___ DATA
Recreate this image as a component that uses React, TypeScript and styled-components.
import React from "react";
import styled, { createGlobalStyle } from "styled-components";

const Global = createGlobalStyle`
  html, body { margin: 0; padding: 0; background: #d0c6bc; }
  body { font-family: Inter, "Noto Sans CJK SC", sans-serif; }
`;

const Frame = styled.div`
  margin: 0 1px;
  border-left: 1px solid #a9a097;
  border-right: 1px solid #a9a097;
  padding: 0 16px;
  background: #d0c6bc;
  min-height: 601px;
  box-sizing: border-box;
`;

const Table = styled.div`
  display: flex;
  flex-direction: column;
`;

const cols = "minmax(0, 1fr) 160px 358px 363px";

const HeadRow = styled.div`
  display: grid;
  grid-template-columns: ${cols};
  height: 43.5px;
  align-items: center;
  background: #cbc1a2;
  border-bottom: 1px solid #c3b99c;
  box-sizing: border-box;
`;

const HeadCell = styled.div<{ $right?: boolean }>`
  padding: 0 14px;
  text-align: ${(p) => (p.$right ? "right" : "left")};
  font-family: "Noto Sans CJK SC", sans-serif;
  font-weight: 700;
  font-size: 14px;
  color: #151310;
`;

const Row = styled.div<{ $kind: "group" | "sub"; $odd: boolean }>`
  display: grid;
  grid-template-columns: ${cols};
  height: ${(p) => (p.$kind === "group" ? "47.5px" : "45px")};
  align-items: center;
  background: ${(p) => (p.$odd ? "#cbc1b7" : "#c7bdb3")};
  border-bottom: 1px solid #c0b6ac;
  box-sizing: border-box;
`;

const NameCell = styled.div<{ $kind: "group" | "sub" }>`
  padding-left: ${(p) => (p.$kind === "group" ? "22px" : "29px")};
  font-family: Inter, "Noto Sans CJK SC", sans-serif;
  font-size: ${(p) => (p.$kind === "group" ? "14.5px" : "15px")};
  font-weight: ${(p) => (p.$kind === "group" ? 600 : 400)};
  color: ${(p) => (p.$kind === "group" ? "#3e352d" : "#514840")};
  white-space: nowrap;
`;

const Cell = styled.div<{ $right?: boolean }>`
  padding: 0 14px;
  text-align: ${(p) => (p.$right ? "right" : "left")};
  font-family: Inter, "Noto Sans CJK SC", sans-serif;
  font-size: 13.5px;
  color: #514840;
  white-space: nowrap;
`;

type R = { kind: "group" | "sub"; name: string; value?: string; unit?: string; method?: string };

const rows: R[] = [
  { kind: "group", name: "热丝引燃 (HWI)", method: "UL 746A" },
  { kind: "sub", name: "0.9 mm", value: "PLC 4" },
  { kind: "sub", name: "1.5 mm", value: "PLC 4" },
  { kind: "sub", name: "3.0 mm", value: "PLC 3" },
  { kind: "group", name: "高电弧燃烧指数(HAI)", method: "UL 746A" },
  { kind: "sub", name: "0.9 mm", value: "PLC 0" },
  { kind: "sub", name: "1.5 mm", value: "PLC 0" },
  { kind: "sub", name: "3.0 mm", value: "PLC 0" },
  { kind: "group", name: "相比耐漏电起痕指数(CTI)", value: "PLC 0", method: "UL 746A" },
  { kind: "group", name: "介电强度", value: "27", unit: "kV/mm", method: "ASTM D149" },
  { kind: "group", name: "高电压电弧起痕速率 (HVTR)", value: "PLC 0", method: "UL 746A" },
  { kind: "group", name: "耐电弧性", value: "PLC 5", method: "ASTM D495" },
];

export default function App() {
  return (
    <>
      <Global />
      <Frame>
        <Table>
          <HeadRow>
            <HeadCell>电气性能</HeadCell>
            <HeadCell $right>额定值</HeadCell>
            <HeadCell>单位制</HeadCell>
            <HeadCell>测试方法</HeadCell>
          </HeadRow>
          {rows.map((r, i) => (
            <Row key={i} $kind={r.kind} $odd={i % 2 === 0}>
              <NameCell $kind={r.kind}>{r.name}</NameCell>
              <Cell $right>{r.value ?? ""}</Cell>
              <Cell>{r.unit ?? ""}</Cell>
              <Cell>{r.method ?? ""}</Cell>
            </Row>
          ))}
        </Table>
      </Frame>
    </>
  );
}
______
PROMPT
Only the lines from the beginning of the material above through the line with "1fr) 160px 358px" are wanted; extract them exactly.

ANSWER FOR THIS EXERCISE
Recreate this image as a component that uses React, TypeScript and styled-components.
import React from "react";
import styled, { createGlobalStyle } from "styled-components";

const Global = createGlobalStyle`
  html, body { margin: 0; padding: 0; background: #d0c6bc; }
  body { font-family: Inter, "Noto Sans CJK SC", sans-serif; }
`;

const Frame = styled.div`
  margin: 0 1px;
  border-left: 1px solid #a9a097;
  border-right: 1px solid #a9a097;
  padding: 0 16px;
  background: #d0c6bc;
  min-height: 601px;
  box-sizing: border-box;
`;

const Table = styled.div`
  display: flex;
  flex-direction: column;
`;

const cols = "minmax(0, 1fr) 160px 358px 363px";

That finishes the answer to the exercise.